Christian Huitema wrote on 2021-11-24 12:02:
...

Note that port 853 is a bit of a special case. TCP port 853 was first reserved for DNS over TLS. UDP port 853 was then reserved for DNS over DTLS, which was defined in an experimental RFC. Turns out that several years later we are not aware of any deployment of DNS over DTLS. So we believe that having UDP port 853 for DNS over QUIC and TCP port 853 for DNS over TLS would keep the nice symmetry that was originally intended.

who is "we"?

It would for example make management of firewalls easier, "port 853 is encrypted DNS for both UDP and TCP". The downside would the case of servers trying to run both DNS over QUIC and DNS over DTLS. We don't know any such server, but it is nice to have a fallback mechanism in the unforeseen case of some server somewhere trying to do that. The ability of multiplexing QUIC and DTLS on the same port gives us that.

i likewise think UDP/853 for both DoD and DoQ is fine.

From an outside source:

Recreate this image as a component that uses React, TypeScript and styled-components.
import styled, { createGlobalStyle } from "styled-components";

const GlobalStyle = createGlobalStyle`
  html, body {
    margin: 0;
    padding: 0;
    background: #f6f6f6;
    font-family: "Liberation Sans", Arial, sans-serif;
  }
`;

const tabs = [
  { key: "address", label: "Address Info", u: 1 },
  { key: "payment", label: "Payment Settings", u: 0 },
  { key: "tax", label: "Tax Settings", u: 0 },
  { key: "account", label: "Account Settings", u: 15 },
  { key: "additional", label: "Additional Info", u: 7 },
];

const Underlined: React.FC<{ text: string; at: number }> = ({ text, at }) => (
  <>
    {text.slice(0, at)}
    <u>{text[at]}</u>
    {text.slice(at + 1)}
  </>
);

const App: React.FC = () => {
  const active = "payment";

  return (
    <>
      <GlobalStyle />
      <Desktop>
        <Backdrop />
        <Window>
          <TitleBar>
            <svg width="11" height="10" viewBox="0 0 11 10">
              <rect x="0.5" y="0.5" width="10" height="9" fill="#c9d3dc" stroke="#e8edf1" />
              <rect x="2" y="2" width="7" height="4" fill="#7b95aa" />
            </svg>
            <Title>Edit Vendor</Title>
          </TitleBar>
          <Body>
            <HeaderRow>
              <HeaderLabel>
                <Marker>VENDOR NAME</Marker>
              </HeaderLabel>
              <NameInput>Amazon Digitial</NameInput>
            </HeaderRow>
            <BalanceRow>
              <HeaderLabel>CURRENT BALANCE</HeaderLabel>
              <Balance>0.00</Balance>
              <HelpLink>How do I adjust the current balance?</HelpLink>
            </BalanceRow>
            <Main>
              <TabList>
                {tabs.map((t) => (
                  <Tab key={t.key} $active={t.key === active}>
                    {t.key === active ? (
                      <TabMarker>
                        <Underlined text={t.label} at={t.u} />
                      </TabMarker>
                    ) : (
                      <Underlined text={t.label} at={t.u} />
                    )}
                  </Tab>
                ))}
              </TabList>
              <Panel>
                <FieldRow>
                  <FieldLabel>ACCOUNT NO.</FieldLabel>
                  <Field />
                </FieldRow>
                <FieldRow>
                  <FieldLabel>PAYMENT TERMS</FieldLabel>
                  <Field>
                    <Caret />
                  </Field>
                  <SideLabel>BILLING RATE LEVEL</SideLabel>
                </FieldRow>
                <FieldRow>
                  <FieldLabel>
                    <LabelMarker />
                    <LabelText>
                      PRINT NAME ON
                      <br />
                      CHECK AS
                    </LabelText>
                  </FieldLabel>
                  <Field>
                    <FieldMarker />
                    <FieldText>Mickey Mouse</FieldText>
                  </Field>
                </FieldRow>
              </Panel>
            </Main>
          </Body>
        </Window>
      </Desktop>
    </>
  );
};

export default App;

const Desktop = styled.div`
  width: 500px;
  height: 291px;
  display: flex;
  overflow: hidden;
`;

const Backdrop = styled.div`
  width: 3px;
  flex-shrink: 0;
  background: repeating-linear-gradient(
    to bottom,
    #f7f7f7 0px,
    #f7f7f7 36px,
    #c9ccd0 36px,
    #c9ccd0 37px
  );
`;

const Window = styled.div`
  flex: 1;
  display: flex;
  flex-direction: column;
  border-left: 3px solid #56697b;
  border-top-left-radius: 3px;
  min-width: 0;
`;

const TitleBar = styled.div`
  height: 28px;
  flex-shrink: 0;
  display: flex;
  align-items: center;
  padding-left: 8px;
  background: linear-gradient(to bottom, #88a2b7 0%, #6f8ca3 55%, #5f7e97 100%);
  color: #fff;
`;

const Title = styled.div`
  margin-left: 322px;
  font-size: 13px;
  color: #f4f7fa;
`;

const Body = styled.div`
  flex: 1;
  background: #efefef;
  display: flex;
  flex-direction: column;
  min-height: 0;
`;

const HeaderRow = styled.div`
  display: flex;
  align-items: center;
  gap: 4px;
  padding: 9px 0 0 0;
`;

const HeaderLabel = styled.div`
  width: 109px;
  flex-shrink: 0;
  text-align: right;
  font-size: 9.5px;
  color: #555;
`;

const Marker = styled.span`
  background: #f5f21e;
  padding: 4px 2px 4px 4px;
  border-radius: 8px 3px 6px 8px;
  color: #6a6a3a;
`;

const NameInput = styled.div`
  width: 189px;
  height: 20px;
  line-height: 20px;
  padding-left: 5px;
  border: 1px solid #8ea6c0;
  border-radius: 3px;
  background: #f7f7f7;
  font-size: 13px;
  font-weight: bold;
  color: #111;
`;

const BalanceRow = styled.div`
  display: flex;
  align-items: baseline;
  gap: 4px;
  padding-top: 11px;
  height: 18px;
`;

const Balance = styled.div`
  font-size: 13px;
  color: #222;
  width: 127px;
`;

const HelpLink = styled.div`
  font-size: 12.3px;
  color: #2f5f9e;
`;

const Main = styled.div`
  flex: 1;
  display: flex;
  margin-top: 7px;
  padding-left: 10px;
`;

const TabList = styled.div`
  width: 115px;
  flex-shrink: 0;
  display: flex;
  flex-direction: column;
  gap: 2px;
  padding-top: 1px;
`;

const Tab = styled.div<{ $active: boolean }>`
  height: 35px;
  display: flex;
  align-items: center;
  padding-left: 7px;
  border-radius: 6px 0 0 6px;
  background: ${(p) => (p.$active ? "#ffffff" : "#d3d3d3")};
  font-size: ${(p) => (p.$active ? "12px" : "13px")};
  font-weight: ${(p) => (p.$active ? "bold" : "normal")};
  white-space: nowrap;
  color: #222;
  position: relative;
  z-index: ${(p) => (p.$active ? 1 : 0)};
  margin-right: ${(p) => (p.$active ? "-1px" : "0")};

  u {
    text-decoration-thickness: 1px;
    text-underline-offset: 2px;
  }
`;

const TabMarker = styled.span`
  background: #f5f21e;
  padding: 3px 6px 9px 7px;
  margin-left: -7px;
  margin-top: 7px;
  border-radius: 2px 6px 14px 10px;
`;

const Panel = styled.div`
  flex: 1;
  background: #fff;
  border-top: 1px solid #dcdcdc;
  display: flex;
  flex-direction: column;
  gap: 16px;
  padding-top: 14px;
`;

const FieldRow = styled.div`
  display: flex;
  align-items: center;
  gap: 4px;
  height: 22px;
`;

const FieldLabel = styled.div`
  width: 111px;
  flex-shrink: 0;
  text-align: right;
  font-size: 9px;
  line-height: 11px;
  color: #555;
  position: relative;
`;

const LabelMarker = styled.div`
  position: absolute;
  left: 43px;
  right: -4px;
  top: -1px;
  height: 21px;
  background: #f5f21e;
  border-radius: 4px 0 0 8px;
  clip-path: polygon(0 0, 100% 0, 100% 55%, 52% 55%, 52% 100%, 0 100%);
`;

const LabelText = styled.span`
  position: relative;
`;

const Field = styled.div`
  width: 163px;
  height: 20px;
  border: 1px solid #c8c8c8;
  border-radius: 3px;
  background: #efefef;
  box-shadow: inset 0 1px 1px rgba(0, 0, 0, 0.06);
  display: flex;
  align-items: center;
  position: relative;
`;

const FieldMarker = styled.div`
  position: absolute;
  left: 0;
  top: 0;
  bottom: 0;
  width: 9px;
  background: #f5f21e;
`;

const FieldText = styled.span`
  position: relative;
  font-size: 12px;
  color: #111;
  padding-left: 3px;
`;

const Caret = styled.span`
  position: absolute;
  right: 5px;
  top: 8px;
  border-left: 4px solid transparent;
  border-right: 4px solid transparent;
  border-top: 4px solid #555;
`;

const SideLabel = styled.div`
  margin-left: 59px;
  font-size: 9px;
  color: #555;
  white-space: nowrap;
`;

the reason for widespread lack of deployment of DoT (TCP/853) and DoD (UDP/853) is simply because the TLS (middleware) supply chain does not broadly know how to authenticate a server whose domain name is unknown. that is, all DNS has at the time it wishes to transmit some kinds of queries is an IP6/IP4 address. putting these into presentation form and comparing the certificate's common name with that converted string can be done, but the logic to do so is in the TLS library not the DNS server. so, deployment of DoD (DTLS, UDP/853) is "stuck" at the moment.